Make the fried green tomatoes: Set a large plate near your workspace. Sprinkle the tomatoes lightly on both sides with ¼ teaspoon of the salt.
In a wide, shallow bowl or pie plate, whisk together the cornmeal, pepper, smoked paprika and ⅛ teaspoon of the salt.
In a small bowl, whisk together the buttermilk with the remaining ⅛ teaspoon of salt.
Dip a tomato slice in the buttermilk mixture and turn to coat. Transfer it to the cornmeal mixture and turn several times to coat, patting the coating with your fingers to help it stick, if needed. Transfer the prepared slice to the large plate, and repeat with the remaining tomato slices.
Place a wire rack over a large sheet pan and set it next to the stovetop.
In a large (12-inch) skillet over medium heat, heat the oil until shimmering. Gently lay the tomato slices in the oil and fry until deep golden brown on the bottom, 3 to 4 minutes. Flip the slices, and fry on the other side until deep golden brown on the bottom, 3 to 4 minutes. Transfer them to the wire rack to drain.
To assemble: Place one lettuce leaf on the bun bottoms. Top each with a few pickle slices. Lay a fried green tomato slice on each set of pickles, and top each with 2 tablespoons of the pimento cheese and the bun tops. Serve warm or at room temperature.

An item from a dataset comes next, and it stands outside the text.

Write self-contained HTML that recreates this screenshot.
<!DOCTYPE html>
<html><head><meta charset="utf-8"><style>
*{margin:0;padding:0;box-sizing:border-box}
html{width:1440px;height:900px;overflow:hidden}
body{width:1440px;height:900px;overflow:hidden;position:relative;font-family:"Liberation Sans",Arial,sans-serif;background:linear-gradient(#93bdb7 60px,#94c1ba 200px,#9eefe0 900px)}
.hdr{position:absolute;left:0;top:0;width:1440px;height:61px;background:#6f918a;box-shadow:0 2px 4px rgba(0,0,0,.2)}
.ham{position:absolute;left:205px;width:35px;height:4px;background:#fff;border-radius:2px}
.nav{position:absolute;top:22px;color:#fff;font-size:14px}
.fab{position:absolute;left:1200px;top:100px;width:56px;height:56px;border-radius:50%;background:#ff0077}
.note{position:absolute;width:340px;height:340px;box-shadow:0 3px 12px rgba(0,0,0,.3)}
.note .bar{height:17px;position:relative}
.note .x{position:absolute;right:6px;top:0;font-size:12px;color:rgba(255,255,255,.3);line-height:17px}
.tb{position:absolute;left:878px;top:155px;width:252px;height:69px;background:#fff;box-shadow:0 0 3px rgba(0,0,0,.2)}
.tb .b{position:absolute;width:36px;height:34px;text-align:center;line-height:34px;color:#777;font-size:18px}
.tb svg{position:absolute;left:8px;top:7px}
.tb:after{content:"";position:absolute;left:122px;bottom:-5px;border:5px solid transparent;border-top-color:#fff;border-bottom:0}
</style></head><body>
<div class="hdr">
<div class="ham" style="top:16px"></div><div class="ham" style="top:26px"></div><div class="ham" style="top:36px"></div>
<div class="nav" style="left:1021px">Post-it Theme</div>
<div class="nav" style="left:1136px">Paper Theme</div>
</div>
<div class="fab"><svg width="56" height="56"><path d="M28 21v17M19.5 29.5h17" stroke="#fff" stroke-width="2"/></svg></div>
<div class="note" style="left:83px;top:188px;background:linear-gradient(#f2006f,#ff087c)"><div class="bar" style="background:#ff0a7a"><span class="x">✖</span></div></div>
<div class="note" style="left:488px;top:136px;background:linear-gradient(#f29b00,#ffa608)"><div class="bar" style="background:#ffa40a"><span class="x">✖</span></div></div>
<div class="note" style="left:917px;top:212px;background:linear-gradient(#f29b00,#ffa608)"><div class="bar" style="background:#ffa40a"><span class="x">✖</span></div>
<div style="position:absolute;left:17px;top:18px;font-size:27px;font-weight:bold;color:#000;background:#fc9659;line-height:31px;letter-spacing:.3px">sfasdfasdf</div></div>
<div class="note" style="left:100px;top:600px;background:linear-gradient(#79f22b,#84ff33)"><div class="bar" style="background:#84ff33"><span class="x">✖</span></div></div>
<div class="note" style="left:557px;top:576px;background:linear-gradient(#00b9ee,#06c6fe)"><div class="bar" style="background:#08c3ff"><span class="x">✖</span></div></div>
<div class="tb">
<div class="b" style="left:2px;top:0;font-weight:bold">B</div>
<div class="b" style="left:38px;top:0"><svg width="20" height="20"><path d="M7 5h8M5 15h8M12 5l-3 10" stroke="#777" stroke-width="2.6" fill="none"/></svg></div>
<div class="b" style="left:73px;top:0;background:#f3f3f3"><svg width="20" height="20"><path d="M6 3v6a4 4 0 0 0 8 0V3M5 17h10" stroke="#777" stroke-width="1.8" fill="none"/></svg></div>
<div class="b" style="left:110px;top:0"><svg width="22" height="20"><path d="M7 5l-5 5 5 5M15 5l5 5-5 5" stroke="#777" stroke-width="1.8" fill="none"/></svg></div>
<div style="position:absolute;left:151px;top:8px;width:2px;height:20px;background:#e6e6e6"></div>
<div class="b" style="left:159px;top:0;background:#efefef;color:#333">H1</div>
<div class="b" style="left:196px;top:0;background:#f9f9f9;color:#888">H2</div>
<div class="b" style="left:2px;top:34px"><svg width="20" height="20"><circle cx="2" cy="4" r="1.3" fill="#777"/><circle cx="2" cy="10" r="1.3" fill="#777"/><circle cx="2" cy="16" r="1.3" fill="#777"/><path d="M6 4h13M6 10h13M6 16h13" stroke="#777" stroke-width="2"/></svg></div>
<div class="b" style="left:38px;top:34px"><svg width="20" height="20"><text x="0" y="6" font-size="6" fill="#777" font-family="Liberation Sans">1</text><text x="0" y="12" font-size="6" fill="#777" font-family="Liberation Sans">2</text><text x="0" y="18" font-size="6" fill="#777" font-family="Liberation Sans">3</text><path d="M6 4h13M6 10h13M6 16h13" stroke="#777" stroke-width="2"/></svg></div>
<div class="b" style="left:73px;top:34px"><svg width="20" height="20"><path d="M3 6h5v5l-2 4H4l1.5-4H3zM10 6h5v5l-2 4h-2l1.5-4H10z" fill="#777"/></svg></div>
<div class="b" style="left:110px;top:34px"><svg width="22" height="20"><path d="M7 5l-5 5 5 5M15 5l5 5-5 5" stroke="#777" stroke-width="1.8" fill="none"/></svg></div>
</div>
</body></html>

Servings: 4 (makes 4 sandwiches)
Substitutions: For extra-sharp cheddar, use sharp cheddar or smoked cheddar, or a blend. For hand-grated cheese, use pre-grated cheese. For mayonnaise, use vegan mayonnaise. For shallot, use onion. For fine cornmeal, use coarse cornmeal, all-purpose flour or plain breadcrumbs. For buttermilk, use plain yogurt or kefir. (If using Greek yogurt, whisk in a little water to thin.) For butter lettuce, use Bibb, or red or green leaf lettuce. Gluten-free? Use gluten-free buns.
Variations: To use an air fryer, spray the cornmeal-coated green tomatoes generously with nonstick cooking spray and air-fry at 400°F for about 15 minutes, or until golden brown, flipping them once halfway through. To serve these as appetizers, omit the buns, lettuce and pickles, and scoop the pimento cheese onto the warm fried tomatoes (cut into smaller pieces, if you’d like). To serve as lettuce wraps, omit the buns.
* Notes: Look for firm, unripe green tomatoes, not varieties such as Green Zebra that are green even when ripe. You should get four equal slices from an 8-ounce tomato, with some trim left over.
Make ahead: The pimento cheese can be prepared and refrigerated for up to 4 days before making the sandwiches. Storage: Refrigerate the fried tomatoes and the pimento cheese separately for up to 4 days.
Nutritional information per serving (1 sandwich): 348 calories, 20 g fat, 6 g saturated fat, 32 g carbohydrates, 647 mg sodium, 25 mg cholesterol, 12 g protein, 2 g fiber, 7 g sugar.